The title fight with Tyson turned out to be his last. Due to a severe eye injury Bruno was advised not to fight again to avoid running the risk of causing any more damage to it, which could result in permanent blindness.
In the muted presence of his personal Barmy Army of 5,000 Brits, Bruno the putative panto star had boxed as if he wouldn’t say boo to a Mother Goose.
Did he have any regrets about that? “You can’t live your life wondering whether you should have done this or wishing you’d done that,” he replied.” It’s like saying if I’d have known the right Lottery numbers I’d have won the jackpot. You can only do your best all the time and I did. I’d like to have put up a better performance, but, though it’s not an excuse, I couldn’t see properly after I was cut. No use crying about it now.”

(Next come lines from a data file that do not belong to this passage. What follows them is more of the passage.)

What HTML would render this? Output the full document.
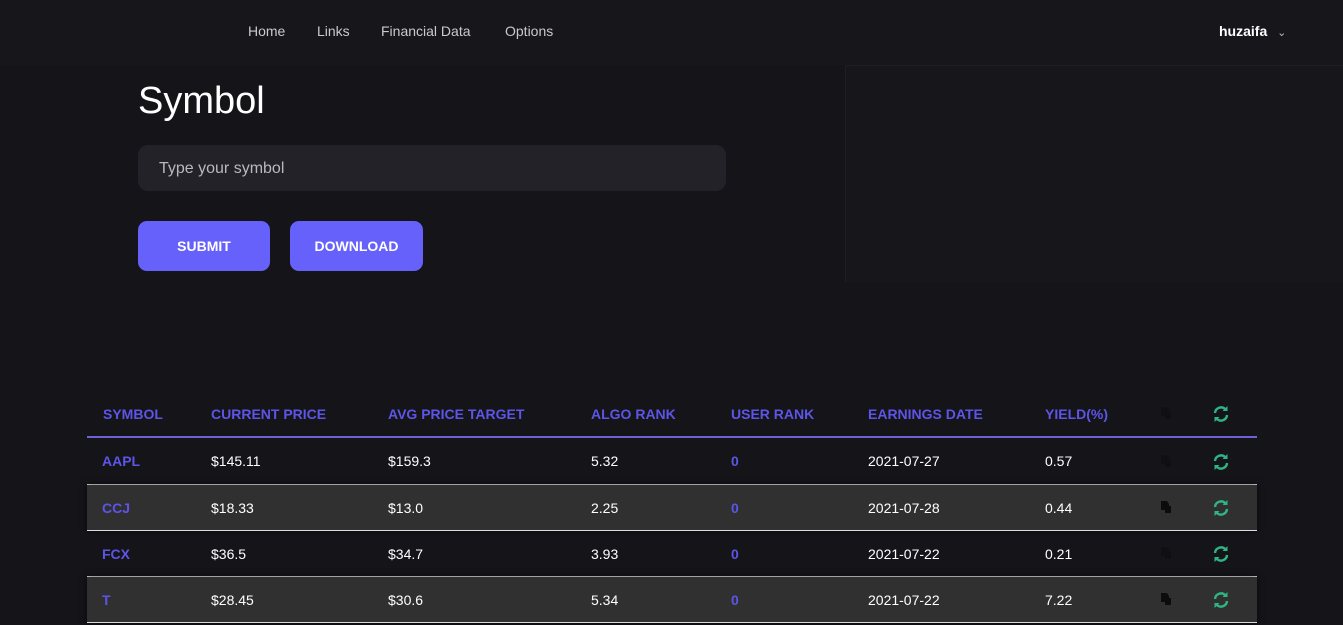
<!DOCTYPE html>
<html><head><style>
body{margin:0;width:1343px;height:625px;overflow:hidden;background:#141419;font-family:"Liberation Sans",sans-serif;position:relative;color:#fff}
.a{position:absolute}
.nav{font-size:14px;color:#c9c9cf;top:23px}
.th{top:406px;font-size:14px;font-weight:bold;color:#5d55e8}
.row{position:absolute;left:87px;width:1170px;height:46px}
.row span{position:absolute;top:15px;font-size:14px;color:#fff}
.row .s{color:#5d55e8;font-weight:bold;font-size:14px}
.gray{background:#303030;box-shadow:0 0 6px rgba(0,0,0,.6)}
.btn{background:#6661fb;border-radius:9px;height:50px;top:221px;font-size:14px;font-weight:bold;text-align:center;line-height:51px}
</style></head><body>
<div class="a" style="left:0;top:0;width:1343px;height:65px;background:#16161b"></div>
<div class="a" style="left:845px;top:65px;width:498px;height:216px;border-left:1px solid #1e1e24;border-top:1px solid #1e1e24;background:#16161b"></div>
<div class="a nav" style="left:248px">Home</div>
<div class="a nav" style="left:317px">Links</div>
<div class="a nav" style="left:381px">Financial Data</div>
<div class="a nav" style="left:505px">Options</div>
<div class="a" style="left:1219px;top:23px;font-size:14px;font-weight:bold">huzaifa <span style="font-weight:normal;font-size:11px;margin-left:6px;color:#bbb">&#8964;</span></div>
<div class="a" style="left:138px;top:80px;font-size:38px">Symbol</div>
<div class="a" style="left:138px;top:145px;width:588px;height:46px;background:#222228;border-radius:10px"></div>
<div class="a" style="left:159px;top:160px;font-size:16px;color:#b8b8be">Type your symbol</div>
<div class="a btn" style="left:138px;width:132px">SUBMIT</div>
<div class="a btn" style="left:290px;width:133px">DOWNLOAD</div>

<div class="a th" style="left:103px">SYMBOL</div>
<div class="a th" style="left:211px">CURRENT PRICE</div>
<div class="a th" style="left:388px">AVG PRICE TARGET</div>
<div class="a th" style="left:591px">ALGO RANK</div>
<div class="a th" style="left:731px">USER RANK</div>
<div class="a th" style="left:868px">EARNINGS DATE</div>
<div class="a th" style="left:1045px">YIELD(%)</div>
<div class="a" style="left:87px;top:436px;width:1170px;height:2px;background:#6c63d9"></div>

<svg width="0" height="0" style="position:absolute"><defs>
<symbol id="r" viewBox="0 0 20 20"><path d="M4 9a6 6 0 0 1 10.5-3.5M16 11a6 6 0 0 1-10.5 3.5" fill="none" stroke="#2fb585" stroke-width="2.4"/><path d="M16.5 2v5h-5z M3.5 18v-5h5z" fill="#2fb585"/></symbol>
<symbol id="d" viewBox="0 0 12 14"><path d="M1 1h6l2 3v2h2v7H5V10H1z" fill="#0c0c0c"/></symbol>
</defs></svg>
<div class="a" style="left:1160px;top:406px;width:12px;height:14px"><svg width="12" height="14"><use href="#d" opacity=".4"/></svg></div>
<div class="a" style="left:1211px;top:404px"><svg width="20" height="20"><use href="#r"/></svg></div>

<div class="row" style="top:438px"><span class="s" style="left:15px">AAPL</span><span style="left:124px">$145.11</span><span style="left:301px">$159.3</span><span style="left:504px">5.32</span><span class="s" style="left:644px">0</span><span style="left:781px">2021-07-27</span><span style="left:958px">0.57</span></div>
<div class="a" style="left:87px;top:484px;width:1170px;height:1px;background:#ddd"></div>
<div class="row gray" style="top:485px"><span class="s" style="left:15px">CCJ</span><span style="left:124px">$18.33</span><span style="left:301px">$13.0</span><span style="left:504px">2.25</span><span class="s" style="left:644px">0</span><span style="left:781px">2021-07-28</span><span style="left:958px">0.44</span></div>
<div class="a" style="left:87px;top:530px;width:1170px;height:1px;background:#ddd"></div>
<div class="row" style="top:531px"><span class="s" style="left:15px">FCX</span><span style="left:124px">$36.5</span><span style="left:301px">$34.7</span><span style="left:504px">3.93</span><span class="s" style="left:644px">0</span><span style="left:781px">2021-07-22</span><span style="left:958px">0.21</span></div>
<div class="a" style="left:87px;top:576px;width:1170px;height:1px;background:#ddd"></div>
<div class="row gray" style="top:577px"><span class="s" style="left:15px">T</span><span style="left:124px">$28.45</span><span style="left:301px">$30.6</span><span style="left:504px">5.34</span><span class="s" style="left:644px">0</span><span style="left:781px">2021-07-22</span><span style="left:958px">7.22</span></div>
<div class="a" style="left:87px;top:622px;width:1170px;height:1px;background:#ddd"></div>

<div class="a" style="left:1160px;top:454px"><svg width="12" height="14"><use href="#d" opacity=".4"/></svg></div>
<div class="a" style="left:1160px;top:500px"><svg width="12" height="14"><use href="#d"/></svg></div>
<div class="a" style="left:1160px;top:546px"><svg width="12" height="14"><use href="#d" opacity=".4"/></svg></div>
<div class="a" style="left:1160px;top:592px"><svg width="12" height="14"><use href="#d"/></svg></div>
<div class="a" style="left:1211px;top:452px"><svg width="20" height="20"><use href="#r"/></svg></div>
<div class="a" style="left:1211px;top:498px"><svg width="20" height="20"><use href="#r"/></svg></div>
<div class="a" style="left:1211px;top:544px"><svg width="20" height="20"><use href="#r"/></svg></div>
<div class="a" style="left:1211px;top:590px"><svg width="20" height="20"><use href="#r"/></svg></div>
</body></html>
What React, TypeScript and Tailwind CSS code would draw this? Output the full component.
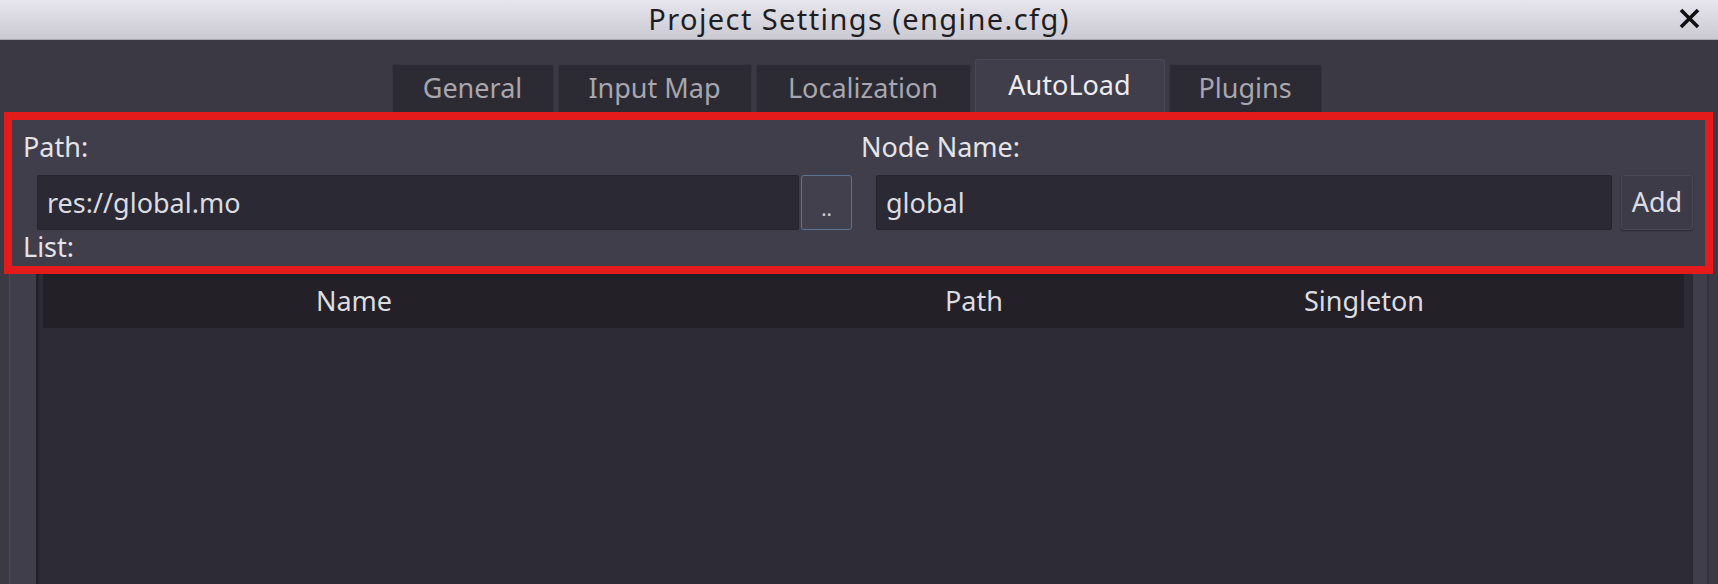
import { useState } from "react";

const tabs = [
  { name: "General", width: "w-[162px]" },
  { name: "Input Map", width: "w-[194px]" },
  { name: "Localization", width: "w-[215px]" },
  { name: "AutoLoad", width: "w-[190px]" },
  { name: "Plugins", width: "w-[153px]" },
];

const columns = ["Name", "Path", "Singleton", ""];

const App = () => {
  const [active] = useState("AutoLoad");

  return (
    <div className="relative flex h-[584px] w-full flex-col overflow-hidden bg-[#3b3944] font-['Noto_Sans',sans-serif] text-[27px]">
      {/* window title bar */}
      <div className="relative flex h-[40px] shrink-0 items-center justify-center border-b border-[#a9a8b0] bg-gradient-to-b from-[#e7e6ef] to-[#cbcad3]">
        <span className="pb-[2px] text-[29px] leading-[36px] tracking-[1.4px] text-[#1e1e22]">
          Project Settings (engine.cfg)
        </span>
        <button className="absolute right-[18px] top-[8px] h-[21px] w-[21px]">
          <svg viewBox="0 0 21 21" width="21" height="21">
            <path d="M2 2 L19 19 M19 2 L2 19" stroke="#111" strokeWidth="3.6" />
          </svg>
        </button>
      </div>

      {/* tabs */}
      <div className="flex h-[72px] shrink-0 items-end justify-center gap-[4px] pr-[5px]">
        {tabs.map((tab) =>
          tab.name === active ? (
            <div
              key={tab.name}
              className={`${tab.width} flex h-[53px] items-center justify-center rounded-t-[3px] border border-b-0 border-[#4b4957] bg-[#403e4b] pb-[2px] text-[#ececf0]`}
            >
              {tab.name}
            </div>
          ) : (
            <div
              key={tab.name}
              className={`${tab.width} flex h-[48px] items-center justify-center rounded-t-[3px] border border-b-0 border-[#36343e] bg-[#2c2a33] text-[#a8a6ae]`}
            >
              {tab.name}
            </div>
          )
        )}
      </div>

      {/* tab panel */}
      <div className="mx-[9px] flex flex-1 flex-col border-l border-r-2 border-l-[#4b4957] border-r-[#34323c] bg-[#403e4b] pl-[13px] pr-[14px] pt-[16px] text-[#e4e4e8]">
        <div className="grid grid-cols-[829px_1fr] gap-x-[9px]">
          <div className="flex flex-col">
            <span className="leading-[37px]">Path:</span>
            <div className="ml-[14px] mt-[10px] flex h-[55px] gap-[2px]">
              <input
                readOnly
                value="res://global.mo"
                className="h-full min-w-0 flex-1 rounded-[2px] border border-[#25232b] bg-[#2b2933] px-[9px] text-[#dcdce0] outline-none"
              />
              <button className="flex h-full w-[51px] items-end justify-center rounded-[3px] border border-[#5a7394] bg-[#42404d] pb-[10px] text-[20px] leading-none text-[#cfcfd4]">
                ..
              </button>
            </div>
          </div>
          <div className="flex flex-col">
            <span className="leading-[37px]">Node Name:</span>
            <div className="ml-[15px] mt-[10px] flex h-[55px] gap-[9px]">
              <input
                readOnly
                value="global"
                className="h-full min-w-0 flex-1 rounded-[2px] border border-[#25232b] bg-[#2b2933] px-[9px] text-[#dcdce0] outline-none"
              />
              <button className="flex h-full w-[72px] items-center justify-center rounded-[3px] border border-[#4a4856] bg-[#3d3b48] text-[#dcdce0] shadow-[0_1px_2px_rgba(0,0,0,0.35)]">
                Add
              </button>
            </div>
          </div>
        </div>

        <span className="mt-[2px] leading-[30px]">List:</span>

        {/* autoload tree */}
        <div className="ml-[13px] mt-[5px] flex-1 border-l border-[#25232a] bg-[#2d2b35] pb-[7px] pl-[6px] pr-[9px] pt-[7px] shadow-[inset_1px_1px_2px_rgba(0,0,0,0.4)]">
          <div className="grid h-[54px] grid-cols-[622px_618px_162px_1fr] items-center bg-[#232127] text-[#dcdce0]">
            {columns.map((col, i) => (
              <span key={i} className="text-center">
                {col}
              </span>
            ))}
          </div>
        </div>
      </div>

      {/* highlight frame */}
      <div className="pointer-events-none absolute left-[4px] top-[112px] h-[162px] w-[1709px] border-[8px] border-[#e31b1b]" />
    </div>
  );
};

export default App;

Bruno and Tyson have met only briefly since then, for a much-publicised public tete-a-tete in a London hotel. Unlike some old adversaries, they haven’t kept in touch.
Bruno says there are no hard feelings, even though Tyson once labelled him a “coconut” (meaning he was white on the inside), but people who have been in state penitentiaries shouldn’t throw stones.
It was after his second loss to Mike Tyson in 1996 that Bruno slowly derailed in retirement. He was already a prisoner of his own “Broo-no” phenomenon. It made him. And in a way it broke him.
He had enjoyed the fruits of his buffoonery but when the celebrity work started to dry up he found his days empty. “Boxing had been my life,” he once said. “It had given me purpose, discipline, status. I’d been Frank Bruno, boxer. Now I was Frank Bruno, what? I no longer had boxing or my family. I was lonely, it was confusing and scary.”
For those closely acquainted with him it was clear that even being Big Frank Bruno was just another panto role which he played robotically. He never seemed to relax, nervously cracking his knuckles along with his jokes.
Publicly he played the fool, but at heart he was never really cut out to be a court jester. One suspects he has been fighting demons as his chief opponent all his life, living on that forced “Heh, heh, heh” since he first pulled on a pair of boxing gloves. He has never really been able to be himself, whoever that might be, but even now, despite his traumas, he remains, at 54, a national treasure.